Justin Rubner

Posts Tagged ‘dirty advertising’

The Satellite-Cable Ad Wars Have Gotten Dirty. Dirty Good, That Is

In business communications on 06/01/2009 at 7:27 pm

Today, I opened some mail from DirecTV. I usually throw these adverts into the “circular” file. But something about the envelope made me want to read what was inside.

DIRECTVThe first thing I noticed was a stamped-on statement saying “CHARTER CABLE BANKRUPTCY.” In the letter, DirecTV, a satellite TV company, said the recent bankruptcy of Charter would make it impossible for the cable TV provider to bring me the latest technologies. The letter also offered some pretty amazing deals. Almost too amazing.

(Charter, by the way, has filed for bankruptcy protection, which I’ve written about before.)

My initial reaction was that DirecTV seemed desperate attacking its rival and offering such low rates. Desperate times, after all, call for desperate measures, right? Talk about low blows and dirty advertising!

That reaction lasted about 5 seconds.

DirecTV, I realize now, has a valid point. How on Earth can Charter work on bringing you the greatest technologies when it will be head down for the next year paying back creditors? For the near future, Charter will be focusing on survival…not innovation.

True, the ad is a little dirty. But it’s dirty good. Let me clarify. Dirty bad is corking your bat. Dirty good is a first baseman pretending to give the ball to the pitcher, only to keep it hidden in his glove…and tagging the base runner out when he takes a lead.

In advertising, dirty bad would be saying you offer something when you really don’t. Dirty good would be Apple‘s brilliant campaign against the PC

The DirecTV campaign is some pretty aggressive advertising. Especially given the financial times we’re in. Bankruptcies and bailouts are all the rage right now.

But it’s also convincing. So much so that Charter has filed suit. In the lawsuit, recently filed in the U.S. District Court in Missouri, Charter claims the advertisements are “false and deceptive.”

I’m no attorney, but I don’t think Charter has much of chance here. The only words that could be under debate are the following: “As they focus on their problems, there’s no way they’ll be able to bring you the latest technology…”

While it’s true DirecTV can’t prove there’s “no way,” I do believe the spirit of the ads are accurate. And effective. This is a great call to action for consumers looking for the most up-to-date technologies for the lowest price. Most important, it is true.
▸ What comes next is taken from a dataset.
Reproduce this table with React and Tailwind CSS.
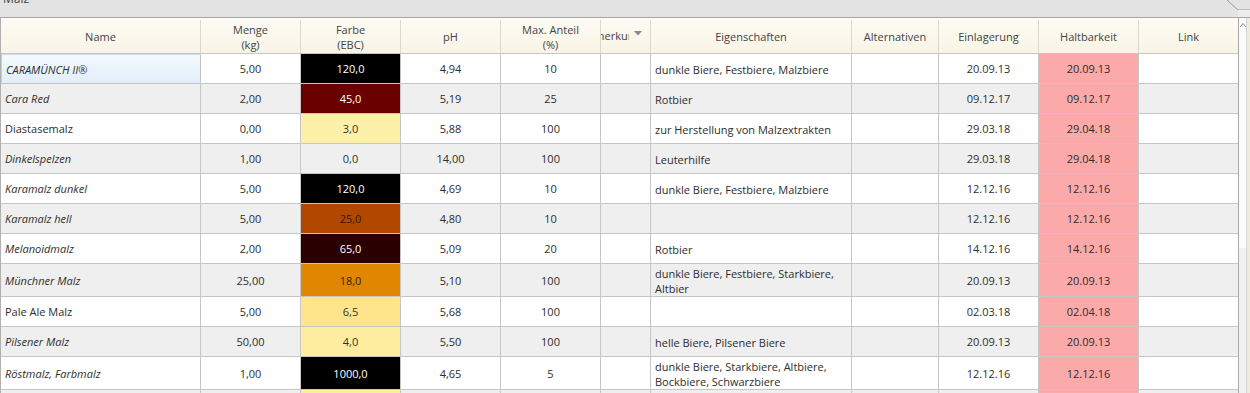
import React from 'react';

const cols = [
  { key: 'name', label: 'Name', w: 'w-[200px]' },
  { key: 'menge', label: 'Menge', sub: '(kg)', w: 'w-[100px]' },
  { key: 'farbe', label: 'Farbe', sub: '(EBC)', w: 'w-[100px]' },
  { key: 'ph', label: 'pH', w: 'w-[100px]' },
  { key: 'max', label: 'Max. Anteil', sub: '(%)', w: 'w-[100px]' },
  { key: 'bem', label: 'Bemerkung', w: 'w-[50px]' },
  { key: 'eig', label: 'Eigenschaften', w: 'w-[201px]' },
  { key: 'alt', label: 'Alternativen', w: 'w-[87px]' },
  { key: 'einl', label: 'Einlagerung', w: 'w-[100px]' },
  { key: 'halt', label: 'Haltbarkeit', w: 'w-[100px]' },
  { key: 'link', label: 'Link', w: 'w-[100px]' },
];

// farbe: [bg, text]
const colorMap = {
  black: ['bg-black', 'text-white'],
  red: ['bg-[#6b0000]', 'text-white'],
  pale: ['bg-[#fdf1a9]', 'text-[#333]'],
  none: ['', 'text-[#333]'],
  amber: ['bg-[#b24800]', 'text-[#3b1400]'],
  darkred: ['bg-[#2b0000]', 'text-white'],
  orange: ['bg-[#e08600]', 'text-[#3b2200]'],
  yellow: ['bg-[#fee48b]', 'text-[#333]'],
  lightyellow: ['bg-[#feec9f]', 'text-[#333]'],
};

const rows = [
  { name: 'CARAMÜNCH II®', italic: true, menge: '5,00', farbe: '120,0', fc: 'black', ph: '4,94', max: '10', eig: 'dunkle Biere, Festbiere, Malzbiere', einl: '20.09.13', halt: '20.09.13', selected: true },
  { name: 'Cara Red', italic: true, menge: '2,00', farbe: '45,0', fc: 'red', ph: '5,19', max: '25', eig: 'Rotbier', einl: '09.12.17', halt: '09.12.17' },
  { name: 'Diastasemalz', menge: '0,00', farbe: '3,0', fc: 'pale', ph: '5,88', max: '100', eig: 'zur Herstellung von Malzextrakten', einl: '29.03.18', halt: '29.04.18' },
  { name: 'Dinkelspelzen', italic: true, menge: '1,00', farbe: '0,0', fc: 'none', ph: '14,00', max: '100', eig: 'Leuterhilfe', einl: '29.03.18', halt: '29.04.18' },
  { name: 'Karamalz dunkel', italic: true, menge: '5,00', farbe: '120,0', fc: 'black', ph: '4,69', max: '10', eig: 'dunkle Biere, Festbiere, Malzbiere', einl: '12.12.16', halt: '12.12.16' },
  { name: 'Karamalz hell', italic: true, menge: '5,00', farbe: '25,0', fc: 'amber', ph: '4,80', max: '10', eig: '', einl: '12.12.16', halt: '12.12.16' },
  { name: 'Melanoidmalz', italic: true, menge: '2,00', farbe: '65,0', fc: 'darkred', ph: '5,09', max: '20', eig: 'Rotbier', einl: '14.12.16', halt: '14.12.16' },
  { name: 'Münchner Malz', italic: true, menge: '25,00', farbe: '18,0', fc: 'orange', ph: '5,10', max: '100', eig: 'dunkle Biere, Festbiere, Starkbiere, Altbier', einl: '20.09.13', halt: '20.09.13', tall: true },
  { name: 'Pale Ale Malz', menge: '5,00', farbe: '6,5', fc: 'yellow', ph: '5,68', max: '100', eig: '', einl: '02.03.18', halt: '02.04.18' },
  { name: 'Pilsener Malz', italic: true, menge: '50,00', farbe: '4,0', fc: 'lightyellow', ph: '5,50', max: '100', eig: 'helle Biere, Pilsener Biere', einl: '20.09.13', halt: '20.09.13' },
  { name: 'Röstmalz, Farbmalz', italic: true, menge: '1,00', farbe: '1000,0', fc: 'black', ph: '4,65', max: '5', eig: 'dunkle Biere, Starkbiere, Altbiere, Bockbiere, Schwarzbiere', einl: '12.12.16', halt: '12.12.16', tall: true },
  { name: 'Weizenmalz', menge: '10,00', farbe: '4,0', fc: 'lightyellow', ph: '5,60', max: '70', eig: 'Weizenbiere', einl: '20.09.13', halt: '20.09.13' },
];

function HeaderCell({ col }) {
  if (col.key === 'bem') {
    return (
      <div className={`${col.w} shrink-0 h-full border-r border-[#dcd8cc] flex items-center`}>
        <div className="w-[28px] overflow-hidden whitespace-nowrap">
          <span className="inline-block ml-[-20px]">Bemerkung</span>
        </div>
        <svg width="8" height="5" viewBox="0 0 8 5" className="ml-[5px] mt-[-7px]">
          <path d="M0 0 L8 0 L4 4.5 Z" fill="#8a8a8a" />
        </svg>
      </div>
    );
  }
  return (
    <div className={`${col.w} shrink-0 h-full border-r border-[#dcd8cc] flex flex-col items-center justify-center leading-[15px] text-center`}>
      <span>{col.label}</span>
      {col.sub && <span>{col.sub}</span>}
    </div>
  );
}

function Row({ row, index }) {
  const even = index % 2 === 1;
  const rowBg = even ? 'bg-[#efefef]' : 'bg-white';
  const [fBg, fText] = colorMap[row.fc];
  const cell = 'shrink-0 h-full border-r border-b border-[#c6c6c6] flex items-center pt-[2px]';
  return (
    <div className={`flex ${row.tall ? 'h-[33px]' : 'h-[30px]'} ${rowBg}`}>
      <div
        className={`w-[200px] ${cell} pl-[4px] ${row.italic ? 'italic' : ''} ${
          row.selected ? 'bg-gradient-to-b from-[#f4f9fe] to-[#e1eefa] border-l border-t border-l-[#b8d3ee] border-t-[#c9def3]' : ''
        }`}
      >
        {row.name}
      </div>
      <div className={`w-[100px] ${cell} justify-center`}>{row.menge}</div>
      <div className={`w-[100px] ${cell} justify-center ${fBg} ${fText}`}>{row.farbe}</div>
      <div className={`w-[100px] ${cell} justify-center`}>{row.ph}</div>
      <div className={`w-[100px] ${cell} justify-center`}>{row.max}</div>
      <div className={`w-[50px] ${cell}`} />
      <div className={`w-[201px] ${cell} pl-[4px] pr-[6px] leading-[15px]`}>{row.eig}</div>
      <div className={`w-[87px] ${cell}`} />
      <div className={`w-[100px] ${cell} justify-center`}>{row.einl}</div>
      <div className={`w-[100px] ${cell} justify-center bg-[#fba9a9]`}>{row.halt}</div>
      <div className={`w-[100px] ${cell}`} />
    </div>
  );
}

export default function App() {
  return (
    <div
      className="w-[1250px] h-[393px] overflow-hidden bg-[#e3e3e3] text-[11px] text-[#2e2e2e]"
      style={{ fontFamily: '"Open Sans", "Noto Sans", sans-serif' }}
    >
      {/* dock title bar, scrolled so only the bottom of the title shows */}
      <div className="h-[18px] flex items-start justify-between border-b border-[#a8a8a8] overflow-hidden">
        <span className="pl-[3px] mt-[-8px] leading-[14px] text-[12px] text-[#444]">Malz</span>
        <svg width="30" height="18" viewBox="0 0 30 18" className="shrink-0">
          <path d="M7 0 L18 10 L30 10" fill="none" stroke="#9a9a9a" strokeWidth="1" />
          <path d="M18 10 L30 10 L30 18 L18 18 Z" fill="#ececec" />
        </svg>
      </div>

      <div className="flex">
        <div className="w-[1238px] shrink-0 border-l border-[#b0b0b0] bg-white">
          <div className="flex h-[36px] bg-gradient-to-b from-[#fdfbf4] to-[#f8f4e6] border-b border-[#c6c6c6] text-[#444] pt-[2px]">
            {cols.map((c) => (
              <HeaderCell key={c.key} col={c} />
            ))}
          </div>
          {rows.map((r, i) => (
            <Row key={r.name} row={r} index={i} />
          ))}
        </div>

        {/* vertical scrollbar strip */}
        <div className="w-[12px] shrink-0 flex border-l border-[#a8a8a8] bg-[#f0f0f0]">
          <div className="w-[7px] flex flex-col">
            <div className="h-[230px] bg-[#fbfbfb] flex justify-center pt-[5px]">
              <svg width="6" height="4" viewBox="0 0 6 4">
                <path d="M0 4 L3 0.5 L6 4" fill="none" stroke="#8c8c8c" strokeWidth="1" />
              </svg>
            </div>
            <div className="flex-1 bg-[#f2f2f2]" />
          </div>
          <div className="w-[4px] border-l border-[#d4d4d4] bg-[#efece0]" />
        </div>
      </div>
    </div>
  );
}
There could be a downside, though: Some consumers might see this campaign as too negative. However, I think these consumers will be few and far between. This is a cutthroat business. As politicians need to clamor for your vote in close elections, TV service providers are also clamoring for your subscription. This business is so competitive, I firmly believe strong advertising will be what separates the winners from the losers.

I’m curious…what do you think? Is this campaign spot-on–is it effective marketing? Or is it just plain dirty?